Anyway, it’s just a new set of considerations, which I hadn’t considered. I thought about establishing some ground rules. Things like: don’t tell ________ if I write about him/her/it. Yeah, that’s cheating. If I put it out there, it’s out there. I’ll work on that part – putting it out there. And hopefully this will be the last post about not actually writing a post. If that makes sense.

OMG. The things spell check wants to correct are awesome and hilarious. Apparently “Mourtney” isn’t actually a word.

Blogging, take 1

Friday night on the couch. Dinner plans canceled at the last minute. (Not one, but TWO boys down with some sort of digestive issues I really don’t want to know about.
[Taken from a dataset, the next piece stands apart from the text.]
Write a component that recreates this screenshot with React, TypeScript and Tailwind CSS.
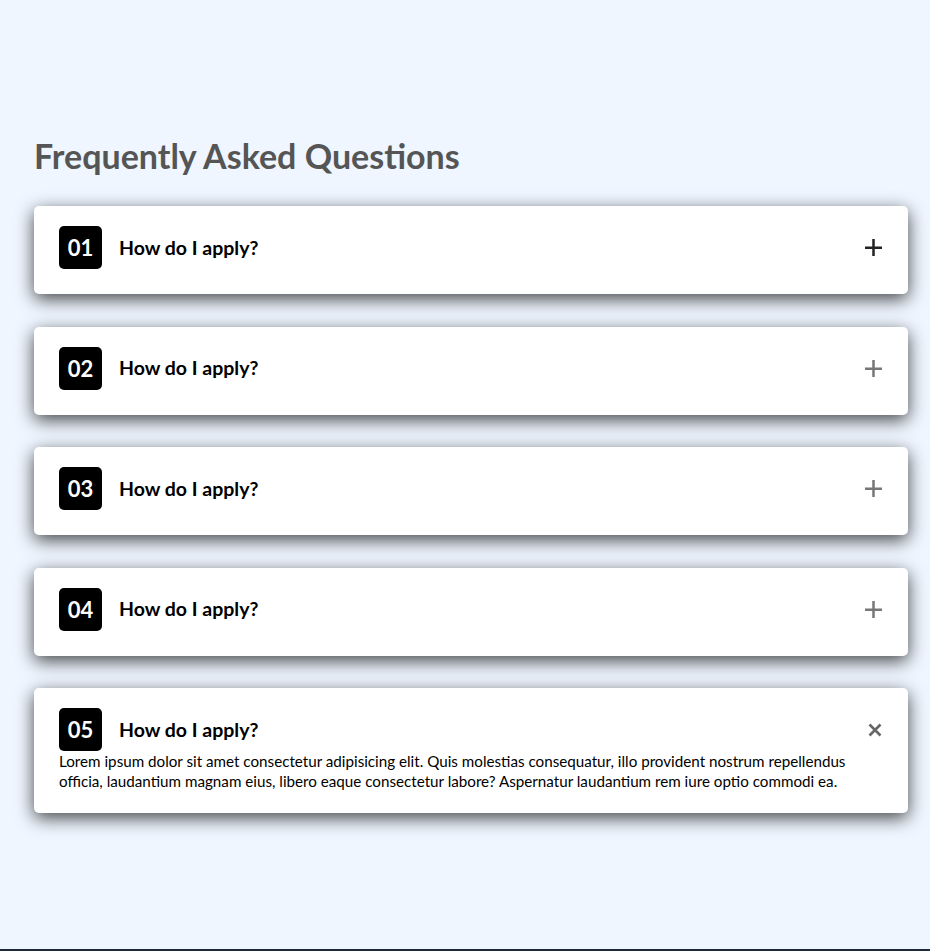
import React from "react";

const items = ["01", "02", "03", "04", "05"];

function PlusIcon({ dark }: { dark: boolean }) {
  return (
    <svg width="17" height="17" viewBox="0 0 17 17" className={dark ? "text-[#222]" : "text-[#777]"}>
      <rect x="0" y="7.5" width="17" height="2.5" fill="currentColor" />
      <rect x="7.25" y="0" width="2.5" height="17" fill="currentColor" />
    </svg>
  );
}

function CloseIcon() {
  return (
    <svg width="14" height="14" viewBox="0 0 14 14" className="text-[#666]">
      <path d="M1.5 1.5 L12.5 12.5 M12.5 1.5 L1.5 12.5" stroke="currentColor" strokeWidth="2.6" strokeLinecap="butt" />
    </svg>
  );
}

export default function App() {
  return (
    <div className="min-h-[951px] bg-[#1f2937]" style={{ fontFamily: '"Lato", "Open Sans", sans-serif' }}>
      <div className="h-[949px] bg-[#eff6ff] pt-[134px]">
        <div className="ml-[34px] w-[874px]">
          <h1 className="text-[34px] leading-[44px] font-bold text-[#555]">Frequently Asked Questions</h1>
          <div className="mt-[28px] flex flex-col gap-[32.5px]">
            {items.map((n, i) => {
              const open = i === 4;
              return (
                <div
                  key={n}
                  className={`bg-white rounded-[5px] pl-[25px] pr-[26px] pt-[20px] ${open ? "pb-[22px]" : "pb-[25px]"} shadow-[0_5px_18px_rgba(0,0,0,0.72)]`}
                >
                  <div className="flex items-center">
                    <div className="w-[43px] h-[43px] rounded-[5px] bg-black text-white flex items-center justify-center text-[22px] font-bold">
                      {n}
                    </div>
                    <div className="ml-[17px] text-[19.5px] font-bold text-black flex-1">How do I apply?</div>
                    {open ? <CloseIcon /> : <PlusIcon dark={i === 0} />}
                  </div>
                  {open && (
                    <p className="text-[15.2px] leading-[20px] text-black">
                      Lorem ipsum dolor sit amet consectetur adipisicing elit. Quis molestias consequatur, illo provident nostrum repellendus officia, laudantium magnam eius, libero eaque consectetur labore? Aspernatur laudantium rem iure optio commodi ea.
                    </p>
                  )}
                </div>
              );
            })}
          </div>
        </div>
      </div>
    </div>
  );
}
Boys, please note, chicks don’t need that kind of information. We already know you’re full of shit, enough said.)

I do love Friday night on the couch with the dog, but I was feeling a little restless, perhaps because I’ve already seen most of the episodes of “Say Yes to the Dress” on tonight. (Shut up.) Surely there must be something I’ve been wanting to do for a while that there just hasn’t been time for. Let’s see. Holiday cards were mailed today. 1200 pictures were downloaded off the phone earlier this week. The book I’m reading is upstairs and surely I don’t want to go all the way up there to get it. OOH, I could start a blog!

I just decided this week that “write more” is going to be my new year’s resolution. Kristin (you’re just going to have to learn who the people are as we go along) sent me someone’s blog post this week about online dating because she thought I would get a kick out of it. My response to her was, “I could do better.” Her response to me: “Start a blog.” So here I am, with a free evening, laptop on my lap, ready to roll.

Except it’s not as simple as just write. First you have to decide what platform to use. Then you have to learn how to use the damn thing. And even more importantly, you have to decide what it’ll look like. Writer’s block is not going to hold me up nearly as much as choosing colors and fonts and photos and layout and and and. I seriously have to look at every theme. Twice. I am your worst nightmare in the paint department.

You also have to name your blog pretty much before you do anything else – even the previously mentioned consideration of eight million themes with endless color combinations. Perhaps most people already have this part figured out before plunging in. I am not most people, especially when it comes to having a plan. And it’s SO MUCH PRESSURE. It’s like naming a baby or something – ok, maybe not quite that extreme, but first impressions are important.

So here I am, three hours into this, and I am writing this in an email window because I still haven’t gotten to the part in the tutorial (yes, I’m a tutorial girl) that tells me how to actually post content. (I just split an infinitive. Ouch.) And I want to go to bed. Fortunately, I don’t HAVE to read the tutorial, always, so I figured out how to post it. Tomorrow I’ll be back to exploring every possible font option. But now, I bid you goodnight.